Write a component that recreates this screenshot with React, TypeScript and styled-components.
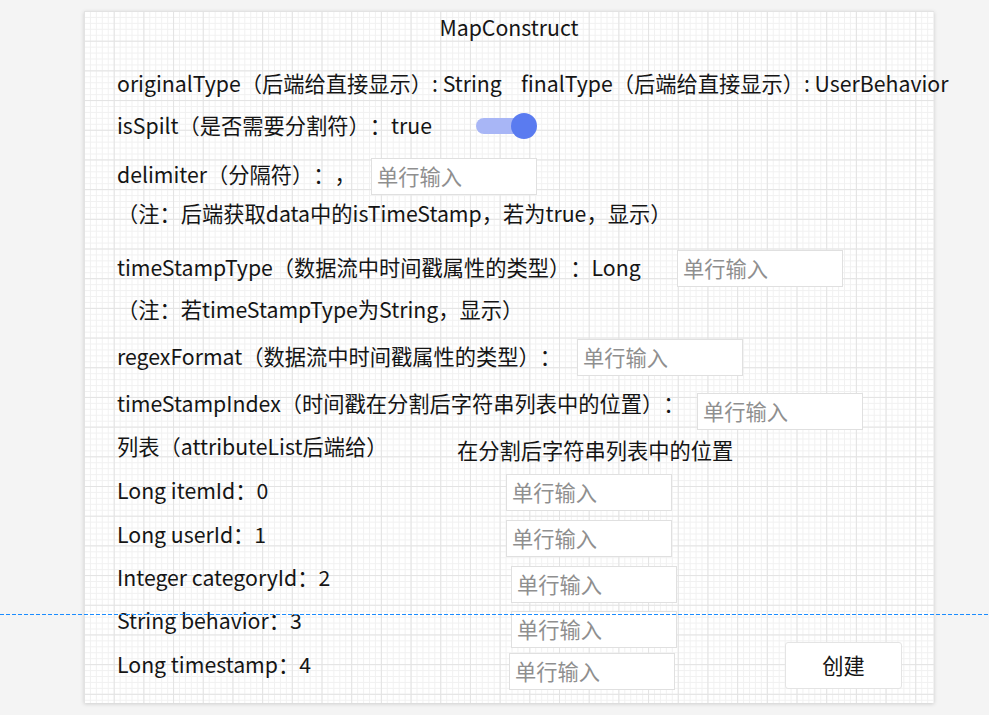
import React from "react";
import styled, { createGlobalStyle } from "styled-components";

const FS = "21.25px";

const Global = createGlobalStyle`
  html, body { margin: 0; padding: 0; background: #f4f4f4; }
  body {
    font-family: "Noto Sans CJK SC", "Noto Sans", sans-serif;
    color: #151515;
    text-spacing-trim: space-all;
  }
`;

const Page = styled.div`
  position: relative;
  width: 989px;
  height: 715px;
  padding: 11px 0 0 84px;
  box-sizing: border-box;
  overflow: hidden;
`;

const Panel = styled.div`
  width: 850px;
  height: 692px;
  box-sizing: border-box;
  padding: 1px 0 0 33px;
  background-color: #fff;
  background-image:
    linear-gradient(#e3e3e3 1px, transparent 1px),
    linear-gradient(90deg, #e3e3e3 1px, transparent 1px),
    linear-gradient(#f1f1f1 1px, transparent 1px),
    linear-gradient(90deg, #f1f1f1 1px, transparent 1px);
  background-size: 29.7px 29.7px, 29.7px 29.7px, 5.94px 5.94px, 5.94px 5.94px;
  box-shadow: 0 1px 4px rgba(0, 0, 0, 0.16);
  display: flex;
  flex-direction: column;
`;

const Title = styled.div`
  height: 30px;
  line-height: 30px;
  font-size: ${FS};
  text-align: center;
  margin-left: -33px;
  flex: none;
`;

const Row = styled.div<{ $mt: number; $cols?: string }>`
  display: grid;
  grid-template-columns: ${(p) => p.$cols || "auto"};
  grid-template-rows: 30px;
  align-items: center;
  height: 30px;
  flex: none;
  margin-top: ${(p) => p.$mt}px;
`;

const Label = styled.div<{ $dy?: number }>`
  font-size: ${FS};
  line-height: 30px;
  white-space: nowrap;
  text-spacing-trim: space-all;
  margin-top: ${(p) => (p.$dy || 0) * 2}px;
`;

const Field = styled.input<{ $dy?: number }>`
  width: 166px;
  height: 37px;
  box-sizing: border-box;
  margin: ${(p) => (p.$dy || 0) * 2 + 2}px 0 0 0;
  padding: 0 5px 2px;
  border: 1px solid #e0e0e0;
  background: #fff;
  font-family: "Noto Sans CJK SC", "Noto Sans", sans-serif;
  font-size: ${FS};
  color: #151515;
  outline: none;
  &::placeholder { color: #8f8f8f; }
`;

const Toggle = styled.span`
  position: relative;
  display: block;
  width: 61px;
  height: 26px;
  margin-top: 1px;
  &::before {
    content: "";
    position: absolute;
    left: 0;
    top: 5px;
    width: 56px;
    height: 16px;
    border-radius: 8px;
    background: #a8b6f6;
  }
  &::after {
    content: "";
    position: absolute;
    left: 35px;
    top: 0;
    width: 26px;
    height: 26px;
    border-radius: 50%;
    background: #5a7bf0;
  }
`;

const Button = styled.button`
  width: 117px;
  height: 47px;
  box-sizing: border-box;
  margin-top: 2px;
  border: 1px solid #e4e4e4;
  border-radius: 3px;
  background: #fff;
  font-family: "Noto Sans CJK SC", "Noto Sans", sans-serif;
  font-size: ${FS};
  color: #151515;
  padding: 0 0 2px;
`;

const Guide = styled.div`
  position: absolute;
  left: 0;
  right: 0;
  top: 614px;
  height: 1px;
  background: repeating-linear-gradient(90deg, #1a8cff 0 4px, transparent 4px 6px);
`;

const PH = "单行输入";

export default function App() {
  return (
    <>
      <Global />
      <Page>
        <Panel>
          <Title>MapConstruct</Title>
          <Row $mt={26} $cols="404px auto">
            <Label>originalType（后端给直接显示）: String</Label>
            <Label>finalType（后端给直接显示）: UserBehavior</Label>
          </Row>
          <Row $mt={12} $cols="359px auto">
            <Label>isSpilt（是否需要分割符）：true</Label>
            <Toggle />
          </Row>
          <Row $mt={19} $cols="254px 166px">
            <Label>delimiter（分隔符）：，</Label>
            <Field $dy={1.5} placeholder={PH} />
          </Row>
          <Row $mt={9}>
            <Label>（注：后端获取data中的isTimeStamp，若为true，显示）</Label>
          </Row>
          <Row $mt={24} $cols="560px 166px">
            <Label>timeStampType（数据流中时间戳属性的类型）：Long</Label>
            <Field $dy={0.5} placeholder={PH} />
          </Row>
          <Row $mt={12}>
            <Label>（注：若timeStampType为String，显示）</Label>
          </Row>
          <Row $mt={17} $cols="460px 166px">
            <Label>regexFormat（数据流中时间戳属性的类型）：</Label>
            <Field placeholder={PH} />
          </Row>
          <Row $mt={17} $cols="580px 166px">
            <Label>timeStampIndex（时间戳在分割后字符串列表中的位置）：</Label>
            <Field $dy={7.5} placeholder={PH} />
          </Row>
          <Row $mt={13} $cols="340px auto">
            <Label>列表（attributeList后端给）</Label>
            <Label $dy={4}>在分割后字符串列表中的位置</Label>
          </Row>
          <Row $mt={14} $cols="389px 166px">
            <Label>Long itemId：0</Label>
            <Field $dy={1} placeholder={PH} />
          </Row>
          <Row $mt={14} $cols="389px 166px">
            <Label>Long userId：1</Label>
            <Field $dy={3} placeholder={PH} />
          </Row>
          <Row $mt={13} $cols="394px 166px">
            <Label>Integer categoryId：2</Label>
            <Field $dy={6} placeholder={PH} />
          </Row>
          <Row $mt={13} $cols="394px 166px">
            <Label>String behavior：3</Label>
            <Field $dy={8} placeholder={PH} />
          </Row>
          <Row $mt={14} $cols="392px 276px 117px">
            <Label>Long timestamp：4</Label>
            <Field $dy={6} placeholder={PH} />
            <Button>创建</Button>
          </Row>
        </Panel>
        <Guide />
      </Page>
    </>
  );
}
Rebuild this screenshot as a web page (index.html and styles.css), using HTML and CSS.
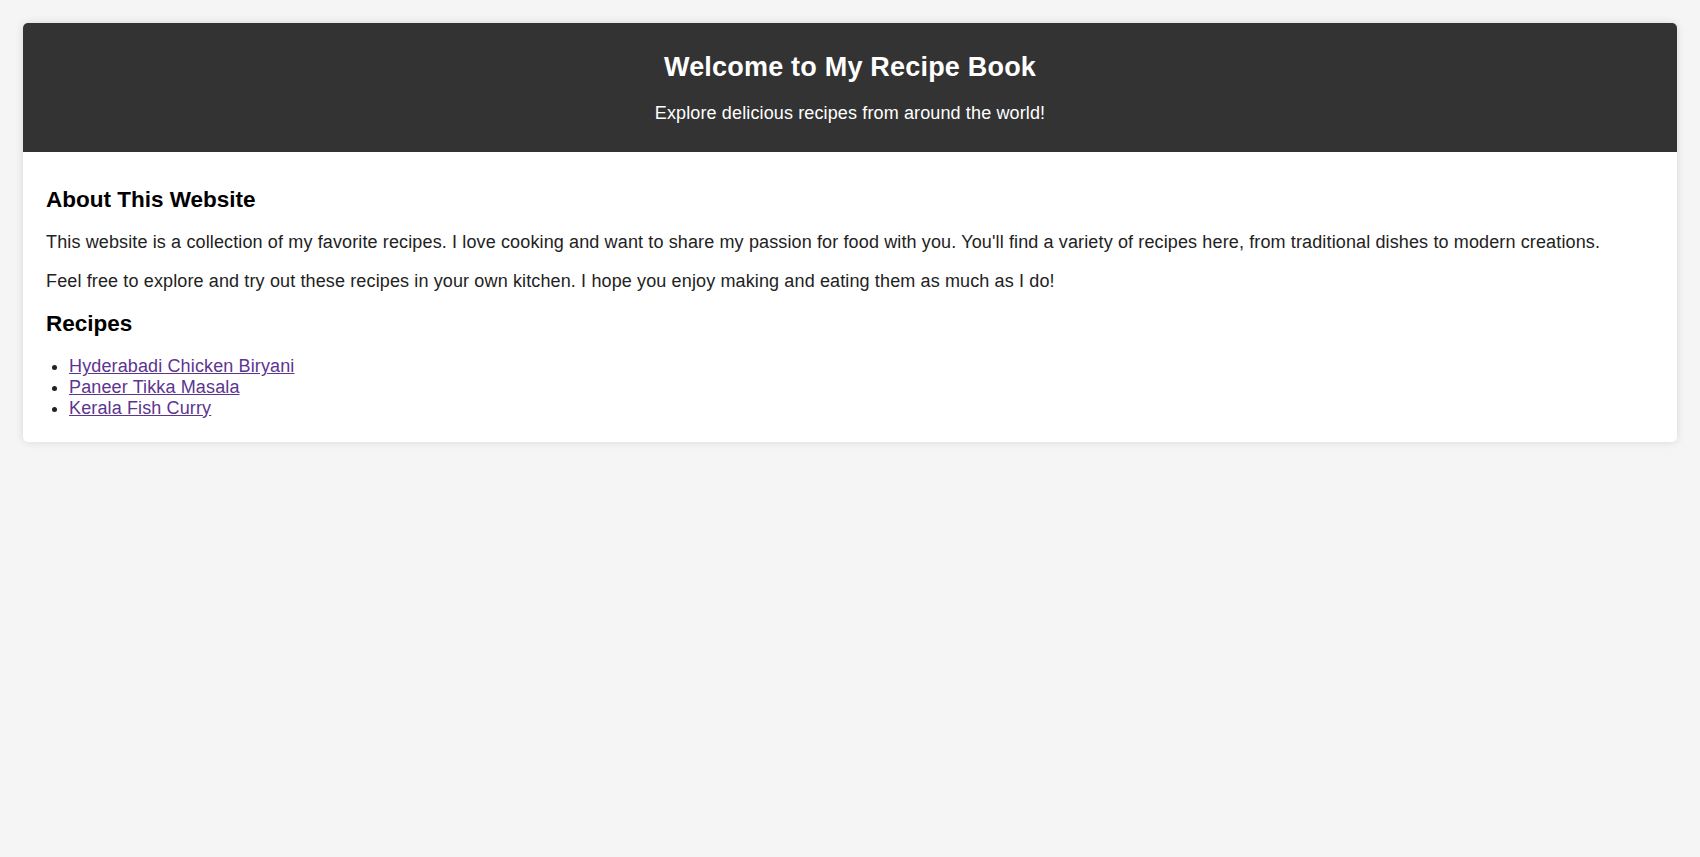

**DIRECTION:** Return the entries unchanged, save for the pictures, which do not belong in the copy.

**RESULT OF THE TASK:**
Write a component that recreates this screenshot with React, TypeScript and styled-components.
import React from "react";
import styled, { createGlobalStyle } from "styled-components";

const FS = "21.25px";

const Global = createGlobalStyle`
  html, body { margin: 0; padding: 0; background: #f4f4f4; }
  body {
    font-family: "Noto Sans CJK SC", "Noto Sans", sans-serif;
    color: #151515;
    text-spacing-trim: space-all;
  }
`;

const Page = styled.div`
  position: relative;
  width: 989px;
  height: 715px;
  padding: 11px 0 0 84px;
  box-sizing: border-box;
  overflow: hidden;
`;

const Panel = styled.div`
  width: 850px;
  height: 692px;
  box-sizing: border-box;
  padding: 1px 0 0 33px;
  background-color: #fff;
  background-image:
    linear-gradient(#e3e3e3 1px, transparent 1px),
    linear-gradient(90deg, #e3e3e3 1px, transparent 1px),
    linear-gradient(#f1f1f1 1px, transparent 1px),
    linear-gradient(90deg, #f1f1f1 1px, transparent 1px);
  background-size: 29.7px 29.7px, 29.7px 29.7px, 5.94px 5.94px, 5.94px 5.94px;
  box-shadow: 0 1px 4px rgba(0, 0, 0, 0.16);
  display: flex;
  flex-direction: column;
`;

const Title = styled.div`
  height: 30px;
  line-height: 30px;
  font-size: ${FS};
  text-align: center;
  margin-left: -33px;
  flex: none;
`;

const Row = styled.div<{ $mt: number; $cols?: string }>`
  display: grid;
  grid-template-columns: ${(p) => p.$cols || "auto"};
  grid-template-rows: 30px;
  align-items: center;
  height: 30px;
  flex: none;
  margin-top: ${(p) => p.$mt}px;
`;

const Label = styled.div<{ $dy?: number }>`
  font-size: ${FS};
  line-height: 30px;
  white-space: nowrap;
  text-spacing-trim: space-all;
  margin-top: ${(p) => (p.$dy || 0) * 2}px;
`;

const Field = styled.input<{ $dy?: number }>`
  width: 166px;
  height: 37px;
  box-sizing: border-box;
  margin: ${(p) => (p.$dy || 0) * 2 + 2}px 0 0 0;
  padding: 0 5px 2px;
  border: 1px solid #e0e0e0;
  background: #fff;
  font-family: "Noto Sans CJK SC", "Noto Sans", sans-serif;
  font-size: ${FS};
  color: #151515;
  outline: none;
  &::placeholder { color: #8f8f8f; }
`;

const Toggle = styled.span`
  position: relative;
  display: block;
  width: 61px;
  height: 26px;
  margin-top: 1px;
  &::before {
    content: "";
    position: absolute;
    left: 0;
    top: 5px;
    width: 56px;
    height: 16px;
    border-radius: 8px;
    background: #a8b6f6;
  }
  &::after {
    content: "";
    position: absolute;
    left: 35px;
    top: 0;
    width: 26px;
    height: 26px;
    border-radius: 50%;
    background: #5a7bf0;
  }
`;

const Button = styled.button`
  width: 117px;
  height: 47px;
  box-sizing: border-box;
  margin-top: 2px;
  border: 1px solid #e4e4e4;
  border-radius: 3px;
  background: #fff;
  font-family: "Noto Sans CJK SC", "Noto Sans", sans-serif;
  font-size: ${FS};
  color: #151515;
  padding: 0 0 2px;
`;

const Guide = styled.div`
  position: absolute;
  left: 0;
  right: 0;
  top: 614px;
  height: 1px;
  background: repeating-linear-gradient(90deg, #1a8cff 0 4px, transparent 4px 6px);
`;

const PH = "单行输入";

export default function App() {
  return (
    <>
      <Global />
      <Page>
        <Panel>
          <Title>MapConstruct</Title>
          <Row $mt={26} $cols="404px auto">
            <Label>originalType（后端给直接显示）: String</Label>
            <Label>finalType（后端给直接显示）: UserBehavior</Label>
          </Row>
          <Row $mt={12} $cols="359px auto">
            <Label>isSpilt（是否需要分割符）：true</Label>
            <Toggle />
          </Row>
          <Row $mt={19} $cols="254px 166px">
            <Label>delimiter（分隔符）：，</Label>
            <Field $dy={1.5} placeholder={PH} />
          </Row>
          <Row $mt={9}>
            <Label>（注：后端获取data中的isTimeStamp，若为true，显示）</Label>
          </Row>
          <Row $mt={24} $cols="560px 166px">
            <Label>timeStampType（数据流中时间戳属性的类型）：Long</Label>
            <Field $dy={0.5} placeholder={PH} />
          </Row>
          <Row $mt={12}>
            <Label>（注：若timeStampType为String，显示）</Label>
          </Row>
          <Row $mt={17} $cols="460px 166px">
            <Label>regexFormat（数据流中时间戳属性的类型）：</Label>
            <Field placeholder={PH} />
          </Row>
          <Row $mt={17} $cols="580px 166px">
            <Label>timeStampIndex（时间戳在分割后字符串列表中的位置）：</Label>
            <Field $dy={7.5} placeholder={PH} />
          </Row>
          <Row $mt={13} $cols="340px auto">
            <Label>列表（attributeList后端给）</Label>
            <Label $dy={4}>在分割后字符串列表中的位置</Label>
          </Row>
          <Row $mt={14} $cols="389px 166px">
            <Label>Long itemId：0</Label>
            <Field $dy={1} placeholder={PH} />
          </Row>
          <Row $mt={14} $cols="389px 166px">
            <Label>Long userId：1</Label>
            <Field $dy={3} placeholder={PH} />
          </Row>
          <Row $mt={13} $cols="394px 166px">
            <Label>Integer categoryId：2</Label>
            <Field $dy={6} placeholder={PH} />
          </Row>
          <Row $mt={13} $cols="394px 166px">
            <Label>String behavior：3</Label>
            <Field $dy={8} placeholder={PH} />
          </Row>
          <Row $mt={14} $cols="392px 276px 117px">
            <Label>Long timestamp：4</Label>
            <Field $dy={6} placeholder={PH} />
            <Button>创建</Button>
          </Row>
        </Panel>
        <Guide />
      </Page>
    </>
  );
}
Rebuild this screenshot as a web page (index.html and styles.css), using HTML and CSS.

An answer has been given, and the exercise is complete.